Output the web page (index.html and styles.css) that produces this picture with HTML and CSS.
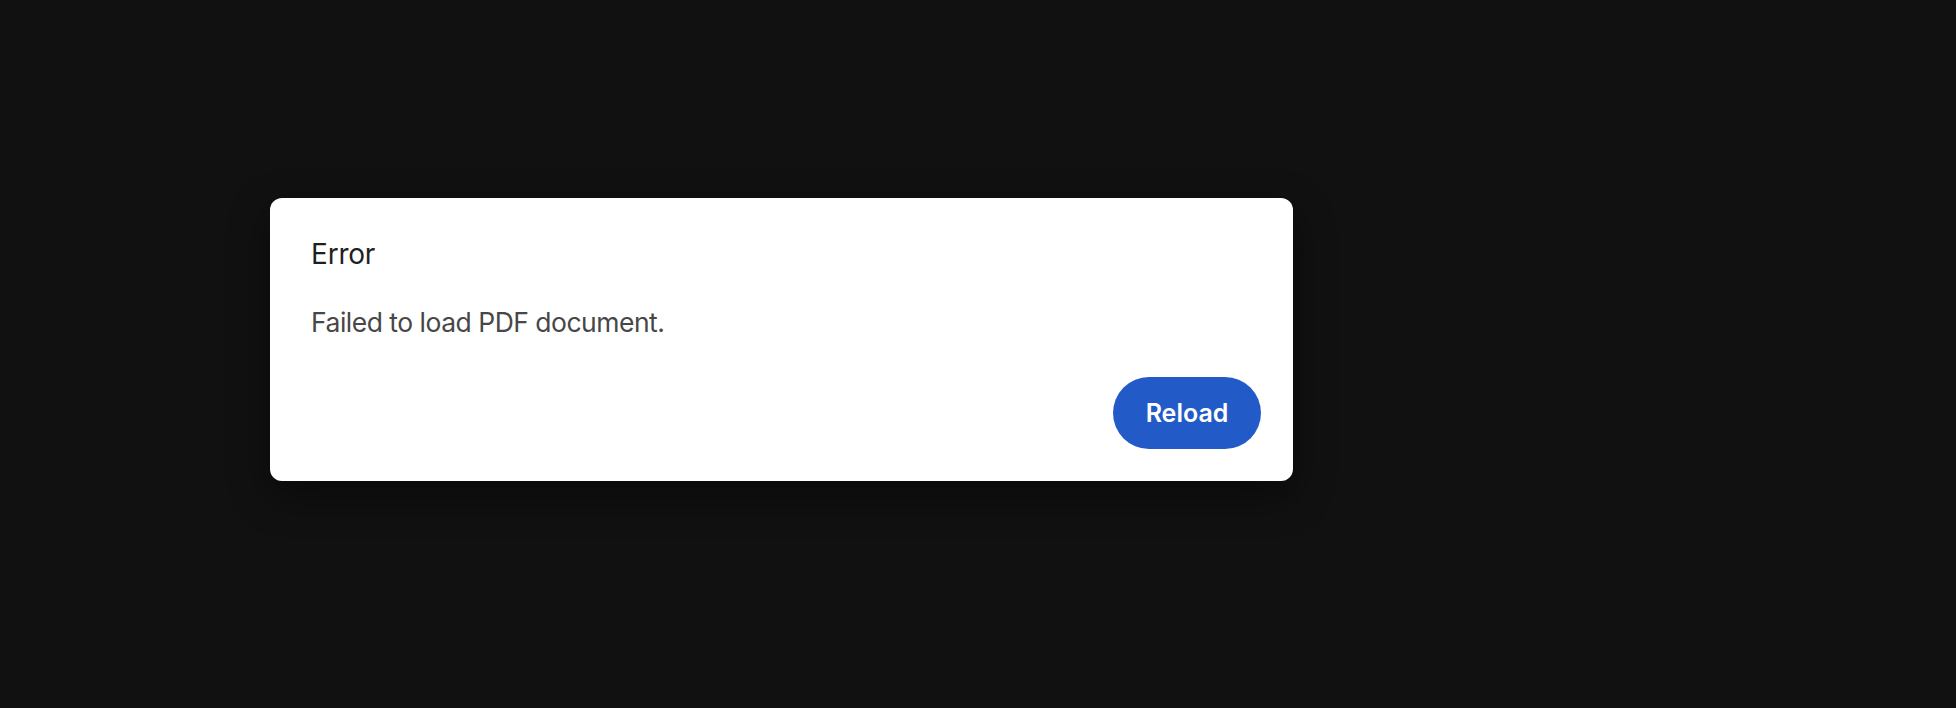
FILE: index.html
```html
<!DOCTYPE html>
<html lang="en">
<head>
<meta charset="utf-8">
<title>Error</title>
<link rel="stylesheet" href="styles.css">
</head>
<body>
<div class="stage">
  <div class="dialog" role="alertdialog">
    <div class="title">Error</div>
    <div class="message">Failed to load PDF document.</div>
    <div class="actions">
      <button class="reload">Reload</button>
    </div>
  </div>
</div>
</body>
</html>
```

FILE: styles.css
```css
html, body {
  margin: 0;
  padding: 0;
  background: #111111;
  height: 100%;
  overflow: hidden;
}

.stage {
  padding: 198px 0 0 270px;
  font-family: Inter, "Liberation Sans", sans-serif;
}

.dialog {
  width: 1023px;
  box-sizing: border-box;
  background: #ffffff;
  border-radius: 12px;
  padding: 40px 32px 32px 41px;
  box-shadow: 0 14px 40px rgba(0, 0, 0, 0.45);
}

.title {
  font-size: 28px;
  line-height: 33px;
  color: #1f1f1f;
  font-weight: 400;
  letter-spacing: -0.2px;
}

.message {
  margin-top: 35px;
  font-size: 26.5px;
  line-height: 33px;
  color: #474747;
  letter-spacing: -0.5px;
}

.actions {
  display: flex;
  justify-content: flex-end;
  margin-top: 38px;
}

.reload {
  width: 148px;
  height: 72px;
  border: none;
  border-radius: 36px;
  background: #225bc8;
  color: #ffffff;
  font-family: Inter, "Liberation Sans", sans-serif;
  font-size: 25px;
  font-weight: 600;
  padding: 0;
  cursor: pointer;
}
```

> _Stated goal_
Your task is an exact transcription of all the data, minus the pictures.

> _Result for this task_
Output the web page (index.html and styles.css) that produces this picture with HTML and CSS.
FILE: index.html
```html
<!DOCTYPE html>
<html lang="en">
<head>
<meta charset="utf-8">
<title>Error</title>
<link rel="stylesheet" href="styles.css">
</head>
<body>
<div class="stage">
  <div class="dialog" role="alertdialog">
    <div class="title">Error</div>
    <div class="message">Failed to load PDF document.</div>
    <div class="actions">
      <button class="reload">Reload</button>
    </div>
  </div>
</div>
</body>
</html>
```

FILE: styles.css
```css
html, body {
  margin: 0;
  padding: 0;
  background: #111111;
  height: 100%;
  overflow: hidden;
}

.stage {
  padding: 198px 0 0 270px;
  font-family: Inter, "Liberation Sans", sans-serif;
}

.dialog {
  width: 1023px;
  box-sizing: border-box;
  background: #ffffff;
  border-radius: 12px;
  padding: 40px 32px 32px 41px;
  box-shadow: 0 14px 40px rgba(0, 0, 0, 0.45);
}

.title {
  font-size: 28px;
  line-height: 33px;
  color: #1f1f1f;
  font-weight: 400;
  letter-spacing: -0.2px;
}

.message {
  margin-top: 35px;
  font-size: 26.5px;
  line-height: 33px;
  color: #474747;
  letter-spacing: -0.5px;
}

.actions {
  display: flex;
  justify-content: flex-end;
  margin-top: 38px;
}

.reload {
  width: 148px;
  height: 72px;
  border: none;
  border-radius: 36px;
  background: #225bc8;
  color: #ffffff;
  font-family: Inter, "Liberation Sans", sans-serif;
  font-size: 25px;
  font-weight: 600;
  padding: 0;
  cursor: pointer;
}
```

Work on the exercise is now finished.